One roll has a micro slice of an unidentified chili pepper and dot of Sriracha topping it, both producing a wallop of hotness I didn't expect but enjoyed. The scallop nigiri is surprisingly refined with the bivalve chopped up into small tender bits, lubed in light mayo and graced with a dollop of orange fish roe. Hand rolls are sauced nicely, flavor-packed and crunchy--one of the things you have to order off the menu. Most of the rest of your meal, you take off the belt.

Edwin Goei

Kaisen's rolls, by contrast, register as full mouthfuls. There are deep-fried California rolls, bifurcated lengthwise with a puddle of mayo-dipping sauce off to the side. Others have shrimp draped over the tops. But what you'll notice most about Kaisen is that none of what you see rolling past you has a name. Often, you won't have any idea what an item is until you eat it. It's almost as if it's a sushi free-for-all. The chefs seem to riff like an improvisational jazz soloist. Sometimes it makes sense, sometimes it doesn't. I saw a piece of broiled salmon that looked good at first, but determined after I took a bite that it would've been better if it were hot instead of tepid. Others like the clam nigiri crunches as it should.

Your sushi savvy and judgment is the only thing you have pick out what looks good and leave alone what you suspect has been rolling around a while. Hand rolls, raw oysters, and the uni nigiri are just a few items you have to order from the menu by transcribing them on a sheet you send off by way of the train. And though the oysters were served at room temperature, and the uni wasn't particularly sweet, the hand rolls are crisp and more importantly, usually discounted on special.
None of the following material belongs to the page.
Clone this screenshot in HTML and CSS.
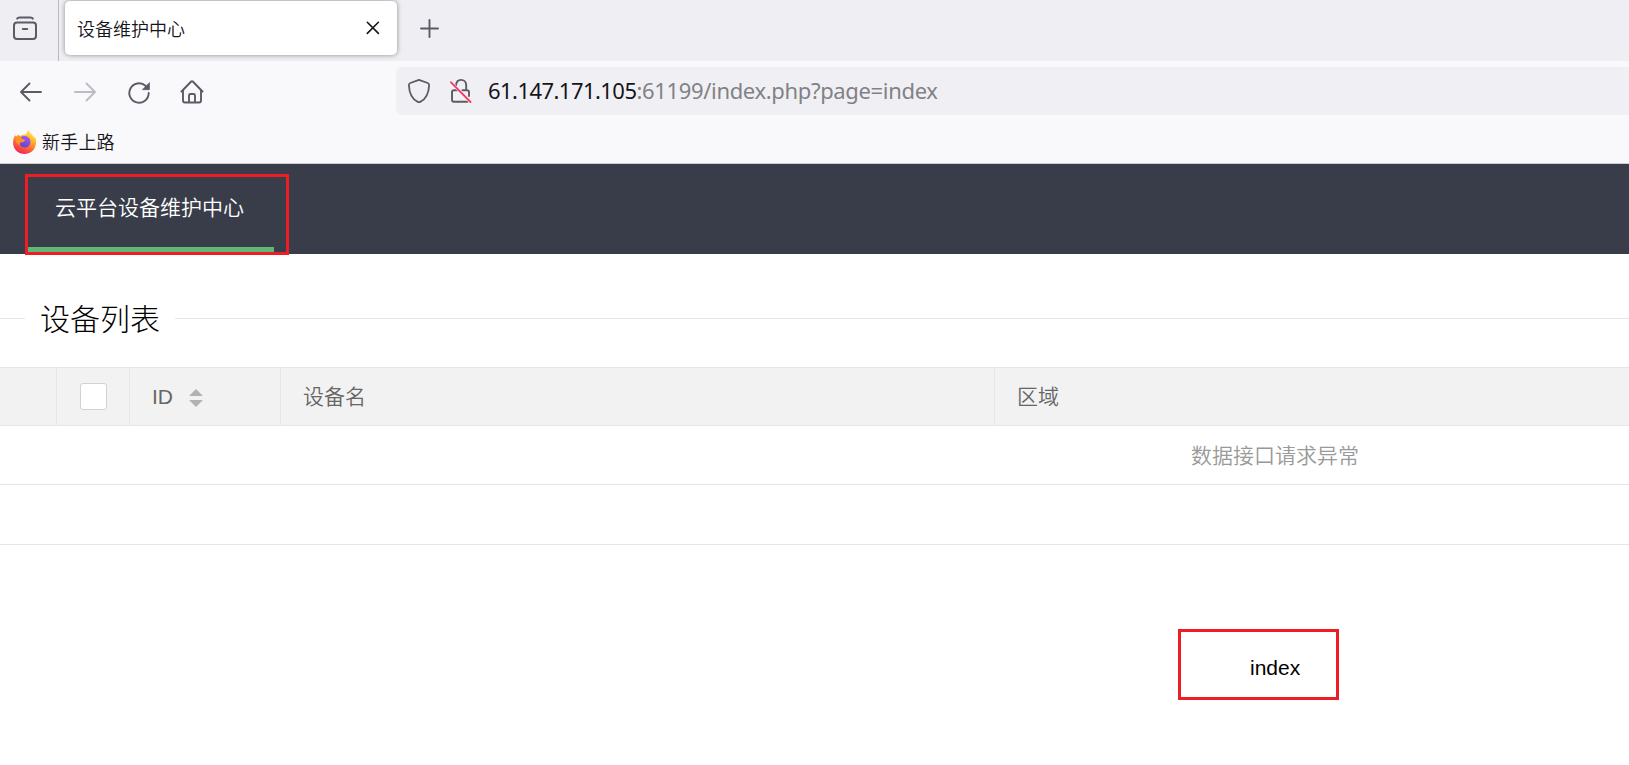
FILE: index.html
```html
<!DOCTYPE html>
<html lang="zh-CN">
<head>
<meta charset="utf-8">
<title>设备维护中心</title>
<link rel="stylesheet" href="styles.css">
</head>
<body>
<div class="tabstrip">
  <div class="history">
    <svg width="24" height="24" viewBox="0 0 24 24" fill="none" stroke="#5b5b66" stroke-width="2" stroke-linecap="round"><rect x="1" y="6.500" width="22" height="16.500" rx="3"/><path d="M4.200 2.600Q4.800 1.500 6.500 1.500H17.500Q19.200 1.500 19.800 2.600"/><path d="M9.800 13H14.200"/></svg>
  </div>
  <div class="tab">
    <span class="tab-title">设备维护中心</span>
    <svg width="14" height="14" viewBox="0 0 14 14" fill="none" stroke="#15141a" stroke-width="1.600" stroke-linecap="round"><path d="M1.300 1.300 12.400 12.400M12.400 1.300 1.300 12.400"/></svg>
  </div>
  <svg class="new-tab" width="19" height="19" viewBox="0 0 19 19" fill="none" stroke="#5b5b66" stroke-width="1.900" stroke-linecap="round"><path d="M9.500 1V18M1 9.500H18"/></svg>
</div>
<div class="toolbar">
  <div class="nav-buttons">
    <svg width="24" height="24" viewBox="0 0 24 24" fill="none" stroke="#5b5b66" stroke-width="1.900" stroke-linecap="round" stroke-linejoin="round"><path d="M22 12H2M10.500 3.500 2 12l8.500 8.500"/></svg>
    <svg width="24" height="24" viewBox="0 0 24 24" fill="none" stroke="#bcbcc2" stroke-width="1.900" stroke-linecap="round" stroke-linejoin="round"><path d="M2 12H22M13.500 3.500 22 12l-8.500 8.500"/></svg>
    <svg width="24" height="24" viewBox="0 0 24 24"><path d="M21.700 13A9.700 9.700 0 1 1 18.500 5.800" fill="none" stroke="#5b5b66" stroke-width="1.900" stroke-linecap="round"/><path d="M22.500 2.500V9.700H15.300Z" fill="#5b5b66" stroke="#5b5b66" stroke-width=".6" stroke-linejoin="round"/></svg>
    <svg class="home" width="24" height="24" viewBox="0 0 24 24" fill="none" stroke="#5b5b66" stroke-width="1.900" stroke-linecap="round" stroke-linejoin="round"><path d="M1.500 11.500 11.200 1.500Q12 .800 12.800 1.500L22.500 11.500M3 10.500V20.500Q3 22.500 5 22.500H19Q21 22.500 21 20.500V10.500M9 22.500V15.500Q9 14 10.500 14H13.500Q15 14 15 15.500V22.500"/></svg>
  </div>
  <div class="urlbar">
    <svg width="24" height="26" viewBox="0 0 24 26" fill="none" stroke="#5b5b66" stroke-width="1.800" stroke-linejoin="round"><path d="M12 1.800 20.700 5Q22.200 5.600 22.100 7.200C21.800 15.500 18 21.500 13.200 23.900Q12 24.500 10.800 23.900C6 21.500 2.200 15.500 1.900 7.200Q1.800 5.600 3.300 5Z"/></svg>
    <svg class="lock" width="24" height="26" viewBox="0 0 24 26" fill="none" stroke="#5b5b66" stroke-width="1.900" stroke-linejoin="round" stroke-linecap="round"><path d="M7 7.300C7.300 4 9.300 1.900 12 1.900 15.200 1.900 17.200 4.300 17.200 7.200V12.200M13.500 12.200H18Q20 12.200 20 14.200V18M8.500 12.200H5Q3 12.200 3 14.200V21.800Q3 23.800 5 23.800H18.500"/><path d="M2 4.300 21 23.800" stroke="#f6eff3" stroke-width="2.800"/><path d="M2 4.300 21.500 24" stroke="#f03c66" stroke-width="1.900"/></svg>
    <span class="url"><span class="host">61.147.171.105</span>:61199/index.php?page=index</span>
  </div>
</div>
<div class="bookmarks">
  <svg width="24" height="24" viewBox="0 0 24 24">
    <defs>
      <linearGradient id="flame" x1=".8" y1="0" x2=".3" y2="1"><stop offset="0" stop-color="#fff04a"/><stop offset=".35" stop-color="#ffb52b"/><stop offset=".65" stop-color="#ff6732"/><stop offset="1" stop-color="#f0205e"/></linearGradient>
      <linearGradient id="globe" x1=".7" y1="0" x2=".2" y2="1"><stop offset="0" stop-color="#a957e8"/><stop offset="1" stop-color="#5148d4"/></linearGradient>
    </defs>
    <path d="M2.200 5.200 3.500 7 5 4.300 6.800 6Q9.500 4.300 13 4.500C13.500 2.500 14.500 1.200 15.700.300 16.200 3.200 20.500 5 21.300 8.200L22 6.500C25 13 22 24 12 24-.500 24-2 11 2.200 5.200Z" fill="url(#flame)"/>
    <path d="M7.500 7.300Q13 4.400 16.500 8.500C19 13 16 18 11.800 17.500 7.800 17.200 6 14.500 7.200 11.500Q8.600 13 10.500 11.700L12.300 10.300Q9.700 9.900 7.500 7.300Z" fill="url(#globe)"/>
    <path d="M2.500 7Q5 4.800 8 7.400 8.600 9.600 12.300 9.900C12 11.300 9.900 11.200 9.200 12.200 6.500 12 6.300 14 7 15.500 4 14 2 11 2.500 7Z" fill="#ff9127"/>
  </svg>
  <span class="bookmark-name">新手上路</span>
</div>
<div class="site-header">
  <div class="site-nav">云平台设备维护中心</div>
  <div class="mark mark-nav"></div>
</div>
<div class="section-title"><span>设备列表</span></div>
<div class="table">
  <div class="thead">
    <div class="cell"></div>
    <div class="cell check-cell"><span class="checkbox"></span></div>
    <div class="cell">ID<span class="sort"><i class="up"></i><i class="down"></i></span></div>
    <div class="cell label">设备名</div>
    <div class="cell label">区域</div>
  </div>
  <div class="row"><span class="message">数据接口请求异常</span></div>
  <div class="row pager"></div>
</div>
<div class="result">index</div>
</body>
</html>
```
FILE: styles.css
```css
* { box-sizing: border-box; }
body {
  margin: 0;
  width: 1629px;
  height: 765px;
  overflow: hidden;
  background: #fff;
  color: #000;
  font-family: "Liberation Sans", "Noto Sans CJK SC", sans-serif;
  font-size: 21px;
}
svg { display: block; flex: none; }
.tabstrip {
  display: flex;
  height: 61px;
  background: #efeef3;
}
.history {
  width: 59px;
  padding: 16px 0 0 13px;
  border-right: 1px solid #b9b9bf;
}
.tab {
  display: flex;
  align-items: center;
  justify-content: space-between;
  width: 332px;
  height: 54px;
  margin: 1px 0 0 6px;
  padding: 0 17px 0 12px;
  background: #fff;
  border-radius: 5px;
  box-shadow: 0 0 5px rgba(0, 0, 0, .42);
}
.tab-title {
  font-family: "Noto Sans CJK SC", sans-serif;
  font-size: 18px;
  font-weight: 350;
  line-height: 54px;
  color: #15141a;
}
.new-tab { margin: 19px 0 0 23px; }
.toolbar {
  display: flex;
  height: 60px;
  padding-top: 6px;
  background: #f9f9fb;
}
.nav-buttons {
  display: flex;
  gap: 30px;
  width: 396px;
  padding: 13px 0 0 19px;
}
.home { margin-left: -1px; }
.urlbar {
  display: flex;
  align-items: center;
  flex: 1;
  height: 48px;
  padding-left: 11px;
  background: #f0f0f4;
  border-radius: 6px 0 0 6px;
}
.lock { margin-left: 18px; }
.url {
  margin-left: 15px;
  padding-bottom: 2px;
  font-family: "Noto Sans", "Open Sans", sans-serif;
  font-size: 22px;
  letter-spacing: -.34px;
  line-height: 46px;
  white-space: nowrap;
  color: #818186;
}
.host { letter-spacing: -.55px; color: #15141a; }
.bookmarks {
  display: flex;
  align-items: center;
  gap: 5px;
  height: 43px;
  padding-left: 13px;
  background: #f9f9fb;
  border-bottom: 1px solid #cccccf;
  font-size: 18px;
  font-weight: 350;
  color: #15141a;
}
.bookmark-name {
  padding-bottom: 2px;
  font-family: "Noto Sans CJK SC", sans-serif;
  letter-spacing: .2px;
}
.site-header {
  position: relative;
  height: 90px;
  padding-left: 25px;
  background: #393d49;
}
.site-nav {
  width: 249px;
  height: 90px;
  padding-left: 30px;
  border-bottom: 7px solid #5fb878;
  font-weight: 350;
  line-height: 88px;
  color: #fff;
}
.mark { border: 3px solid #ee1c25; }
.mark-nav {
  position: absolute;
  left: 25px;
  top: 10px;
  width: 264px;
  height: 81px;
}
.section-title {
  display: flex;
  align-items: center;
  height: 113px;
  padding-top: 15px;
  font-size: 30px;
  font-weight: 300;
}
.section-title::before,
.section-title::after { content: ""; height: 1px; background: #e6e6e6; }
.section-title::before { width: 25px; }
.section-title::after { flex: 1; }
.section-title span { width: 150px; padding: 0 0 2px 15px; }
.thead {
  display: grid;
  grid-template-columns: 57px 73px 151px 714px 1fr;
  height: 59px;
  border-top: 1px solid #e6e6e6;
  border-bottom: 1px solid #e6e6e6;
  background: #f2f2f2;
  color: #666;
}
.cell {
  display: flex;
  align-items: center;
  padding-left: 22px;
  border-right: 1px solid #e6e6e6;
}
.cell:last-child { border-right: 0; }
.check-cell { padding-left: 23px; }
.label { padding-bottom: 4px; font-weight: 350; }
.checkbox {
  width: 27px;
  height: 27px;
  border: 1px solid #d2d2d2;
  border-radius: 3px;
  background: #fff;
}
.sort {
  display: flex;
  flex-direction: column;
  gap: 4px;
  margin: 3px 0 0 16px;
}
.up, .down { border: 7px solid transparent; }
.up { border-top: 0; border-bottom-color: #b2b2b2; }
.down { border-bottom: 0; border-top-color: #b2b2b2; }
.row {
  height: 59px;
  padding-left: 1191px;
  border-bottom: 1px solid #e6e6e6;
  font-weight: 350;
  line-height: 60px;
  color: #999;
}
.pager { height: 60px; }
.result {
  width: 161px;
  height: 71px;
  margin: 84px 0 0 1178px;
  padding-left: 69px;
  border: 3px solid #ee1c25;
  line-height: 71px;
}
```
But by far the most compelling reason to come to Kaisen is the deep fried hamachi collar. This is an item you won't find on the conveyor belt, nor on the menu. You have to ask for it specifically. And it will be the most expensive thing you order all night, easily twice the price of the highest priced conveyor plate. But as any connoisseur will tell you, this boomerang-shaped piece of the carcass nearest near the gills is the best part of the fish. And Kaisen does it right: cooked to a piping-hot, golden sheen under a light batter so that every piece that isn't bone is crispy as a chip or soft as whipped butter.

The prices:

As with all revolving sushi restaurants, prices are designated by the color of plate. Here's the breakdown on the Sushilicious pricing scheme: $1.50, $2.25, $2.75, $3.25, $4.00.

But that doesn't begin to tell the story. There's a nonsensical way in the way things are priced at Sushilicious. Why, for instance, is the seaweed salad $4? That's almost twice as much as the scallop nigiri--a bargain by comparison at $2.25. And on my trip, I had the choice of the puny portion of already-cold edamame for $1.50 from the sushi belt; or the $1.25 freshly-made-to-order and steaming hot edamame that came in a big bowl as wide as my face. Since I'm smart like that, I took the latter.

Kaisen, in contrast, is more logical in its pricing scheme. A plate of similar (albeit smaller) seaweed salad is priced at $0.99.

Other plates range from $1.25, $1.75, $2.25, $2.75, and $3.50. All prices are appropriate for the portion size and make of fish.

Both restaurants feature discounted specials. Kaisen offers more items discounted nightly, often at half off regular prices. Sushilicious rotates their hand roll to be on special on specific weeknights for only a nominal price reduction.

The winner:

After much deliberation, considering all the points I made above, I have to conclude that I can't pick a winner here. To be honest, I'd go back to either one this instant...and I just might. Hot weather = sushi weather.